Pasar keuangan syariah
lahir dengan konsep dan filosofi yang berbeda dengan dengan pasar keuangan
konvensional. Bank syariah lahir dengan konsep dan filosofi interest free,
yang melarang penerapan bunga dalam semua transaksi perbankan karena termasuk
kategori riba.
Lembaga keuangan
konvensional dan lembaga keuangan syariah mempunyai macam dan bentuk yang sama,
yaitu lembaga keuangan bank syariah dan lembaga keuangan bukan bank syariah.
Perbedaan antara keduanya adalah dalam hal yang sangat prinsipil dan
substansial, yakni prinsip syariah yang menjadi landasan keuangan atau
perbankan syariah.
Perbedaan prinsip
operasional dalam lembaga keuangan dan perbankan syariah berdasarkan sistem
bagi hasil, sedangkan pada lembaga keuangan dan perbankan non syariah
(konvensional) berdasarkan sistem bunga.
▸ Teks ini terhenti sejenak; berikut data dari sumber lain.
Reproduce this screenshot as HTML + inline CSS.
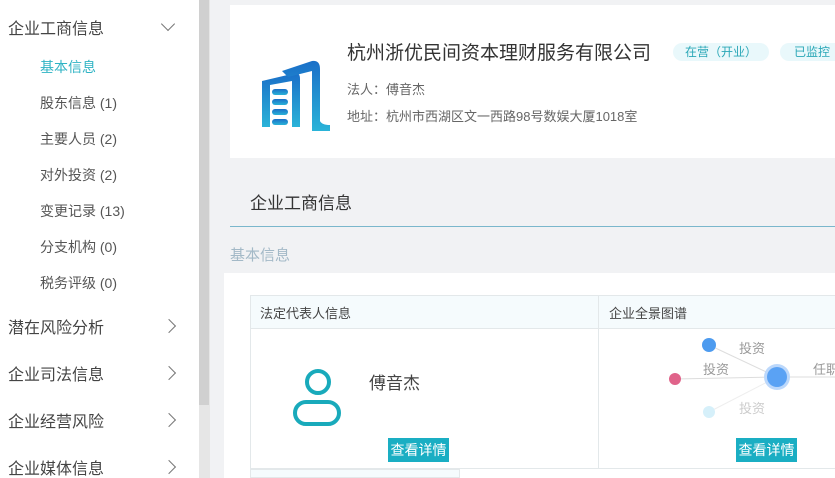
<!DOCTYPE html>
<html><head><meta charset="utf-8"><style>
*{margin:0;padding:0;box-sizing:border-box}
html,body{width:835px;height:478px;overflow:hidden}
body{background:#f1f2f4;font-family:"Liberation Sans","Noto Sans CJK SC",sans-serif;position:relative;color:#333}
.side{position:absolute;left:0;top:0;width:199px;height:478px;background:#fff}
.sb{position:absolute;left:199px;top:0;width:11px;height:478px;background:#e6e6e6}
.thumb{position:absolute;left:199px;top:0;width:10px;height:405px;background:#d0d0d0}
.h{position:absolute;left:8px;font-size:16px;color:#444}
.s{position:absolute;left:40px;font-size:14px;color:#555}
.arr{position:absolute;left:163px;width:10px;height:10px;border-right:1.5px solid #777;border-bottom:1.5px solid #777}
.abs{position:absolute}
.tag{position:absolute;top:38px;height:18px;line-height:18px;font-size:12px;color:#2aa7b7;background:#e9f8fb;border-radius:9px;text-align:center}
.btn{position:absolute;width:61px;height:24px;background:#1aaec3;color:#fff;font-size:14px;line-height:24px;text-align:center}
</style></head><body>
<div class="side">
<div class="h" style="top:15px">企业工商信息</div>
<div class="arr" style="top:19px;transform:rotate(45deg)"></div>
<div class="s" style="top:57px;color:#2fb3c4">基本信息</div>
<div class="s" style="top:93px">股东信息 (1)</div>
<div class="s" style="top:129px">主要人员 (2)</div>
<div class="s" style="top:165px">对外投资 (2)</div>
<div class="s" style="top:201px">变更记录 (13)</div>
<div class="s" style="top:237px">分支机构 (0)</div>
<div class="s" style="top:273px">税务评级 (0)</div>
<div class="h" style="top:314px">潜在风险分析</div>
<div class="arr" style="top:321px;left:164px;transform:rotate(-45deg)"></div>
<div class="h" style="top:361px">企业司法信息</div>
<div class="arr" style="top:368px;left:164px;transform:rotate(-45deg)"></div>
<div class="h" style="top:408px">企业经营风险</div>
<div class="arr" style="top:415px;left:164px;transform:rotate(-45deg)"></div>
<div class="h" style="top:455px">企业媒体信息</div>
<div class="arr" style="top:462px;left:164px;transform:rotate(-45deg)"></div>
</div>
<div class="sb"></div><div class="thumb"></div>

<div class="abs" style="left:230px;top:5px;width:605px;height:153px;background:#fff">
<svg class="abs" style="left:30px;top:50px" width="72" height="80" viewBox="0 0 72 80">
<defs><linearGradient id="g" x1="0" y1="0" x2="0" y2="1"><stop offset="0" stop-color="#1a6fc8"/><stop offset="1" stop-color="#2ab3d8"/></linearGradient></defs>
<path d="M2 26 L36 18 Q40 18 40 24 L40 72 L32 72 L32 26 L10 30 L10 72 L2 72 Z" fill="url(#g)"/>
<path d="M22 16 L52 6 Q60 5 60 14 L60 66 Q62 70 70 70 L70 76 L52 76 L52 16 L28 22 Z" fill="url(#g)"/>
<rect x="12" y="34" width="16" height="6" rx="3" fill="url(#g)"/>
<rect x="12" y="44" width="16" height="6" rx="3" fill="url(#g)"/>
<rect x="12" y="54" width="16" height="6" rx="3" fill="url(#g)"/>
<rect x="12" y="64" width="16" height="6" rx="3" fill="url(#g)"/>
</svg>
<div class="abs" style="left:117px;top:33px;font-size:19px;color:#333">杭州浙优民间资本理财服务有限公司</div>
<div class="tag" style="left:443px;width:96px">在营（开业）</div>
<div class="tag" style="left:550px;width:64px">已监控</div>
<div class="abs" style="left:117px;top:74px;font-size:13px;color:#666">法人：傅音杰</div>
<div class="abs" style="left:117px;top:101px;font-size:13px;color:#666">地址：杭州市西湖区文一西路98号数娱大厦1018室</div>
</div>

<div class="abs" style="left:250px;top:189px;font-size:17px;color:#333">企业工商信息</div>
<div class="abs" style="left:230px;top:226px;width:605px;height:1px;background:#7ab7cc"></div>
<div class="abs" style="left:230px;top:244px;font-size:15px;color:#a3b9c7">基本信息</div>

<div class="abs" style="left:224px;top:273px;width:611px;height:205px;background:#fff"></div>
<div class="abs" style="left:250px;top:295px;width:585px;height:174px;border:1px solid #e3e8ea;border-right:none"></div>
<div class="abs" style="left:251px;top:296px;width:584px;height:33px;background:#f5fbfd;border-bottom:1px solid #e3e8ea"></div>
<div class="abs" style="left:598px;top:296px;width:1px;height:172px;background:#e3e8ea"></div>
<div class="abs" style="left:260px;top:303px;font-size:13px;color:#444">法定代表人信息</div>
<div class="abs" style="left:609px;top:303px;font-size:13px;color:#444">企业全景图谱</div>
<div class="abs" style="left:250px;top:469px;width:210px;height:9px;background:#f5fbfd;border:1px solid #e3e8ea"></div>

<svg class="abs" style="left:290px;top:366px" width="56" height="64"><circle cx="28" cy="16" r="11" fill="none" stroke="#19aabb" stroke-width="4"/><rect x="5" y="36" width="44" height="22" rx="11" fill="none" stroke="#19aabb" stroke-width="4"/></svg>
<div class="abs" style="left:369px;top:369px;font-size:17px;color:#444">傅音杰</div>
<div class="btn" style="left:388px;top:438px">查看详情</div>

<svg class="abs" style="left:599px;top:330px" width="236" height="108">
<line x1="110" y1="15" x2="178" y2="47" stroke="#ddd"/>
<line x1="76" y1="49" x2="178" y2="47" stroke="#ddd"/>
<line x1="110" y1="82" x2="178" y2="47" stroke="#eee"/>
<line x1="178" y1="47" x2="236" y2="47" stroke="#ddd"/>
<circle cx="110" cy="15" r="7" fill="#4d9bef"/>
<circle cx="76" cy="49" r="6" fill="#e0638a"/>
<circle cx="110" cy="82" r="6" fill="#d6f0fa"/>
<circle cx="178" cy="47" r="13" fill="#bcd8fb"/><circle cx="178" cy="47" r="10" fill="#5aa2f4"/>
<text x="140" y="23" font-size="13" fill="#999" font-family="Liberation Sans,Noto Sans CJK SC,sans-serif">投资</text>
<text x="104" y="44" font-size="13" fill="#999" font-family="Liberation Sans,Noto Sans CJK SC,sans-serif">投资</text>
<text x="140" y="83" font-size="13" fill="#ccc" font-family="Liberation Sans,Noto Sans CJK SC,sans-serif">投资</text>
<text x="214" y="44" font-size="13" fill="#999" font-family="Liberation Sans,Noto Sans CJK SC,sans-serif">任职</text>
</svg>
<div class="btn" style="left:736px;top:438px">查看详情</div>
</body></html>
Dengan kata lain, kedudukan bank
syariah dalam hubungannya dengan nasabah adalah sebagai mitra investor dan
pedagang atau pengusaha, sedangkan pada lembaga keuangan dan non bank syariah
sebagai kreditor dan debitor.
Di dalam makalah ini
akan dibicarakan lebih detail mengenai lembaga keuangan syariah.
B.
Rumusan
Masalah
1. Apa
pengertian lembaga keuangan syariah?
2. Bagaimana
sejarah lembaga keuangan syariah?
3. Bagaimana
prinsip operasi lembaga keuangan syariah?
4. Apa saja
jenis-jenis akad lembaga keuangan syariah?
5. Bagaimana
sistem keuangan lembaga keuangan syariah?
6. Bagaimana
peranan lembaga keuangan syariah dalam proses intermediasi?
7. Apa tujuan
berdirinya lembaga keuangan syariah?
C.
Tujuan
Penelitian
Penulisan makalah ini bertujuan
untuk mendukung proses belajar Mata Kuliah “Pengantar Ekonomi Islam”, pada
makalah ini, tim penulis membahas tentang lembaga keuangan syariah secara
mendetail. Agar dapat menambah wawasan mengenai lembaga keuangan syariah baik
bagi penulis maupun pembaca.
BAB II
PEMBAHASAN
A. Lembaga Keuangan Syariah
Dalam sistem ekonomi Islam, suatu
identitas usaha seperti lembaga keuangan syariah merupakan instrumen yang
digunakan untuk menerapkan aturan-aturan ekonomi. Sebagai bagian dari sistem
ekonomi, lembaga tersebut merupakan bagian dari keseluruhan sistem sosial. Oleh
karenanya, keberadaan masyarakat (manusia), serta nilai-nilai yang berlaku
dalam masyarakat yang bersangkutan. Karenanya, Islam menolak pandangan yang
menyatakan bahwa ilmu ekonomi merupakan ilmu yang bebas nilai (value free).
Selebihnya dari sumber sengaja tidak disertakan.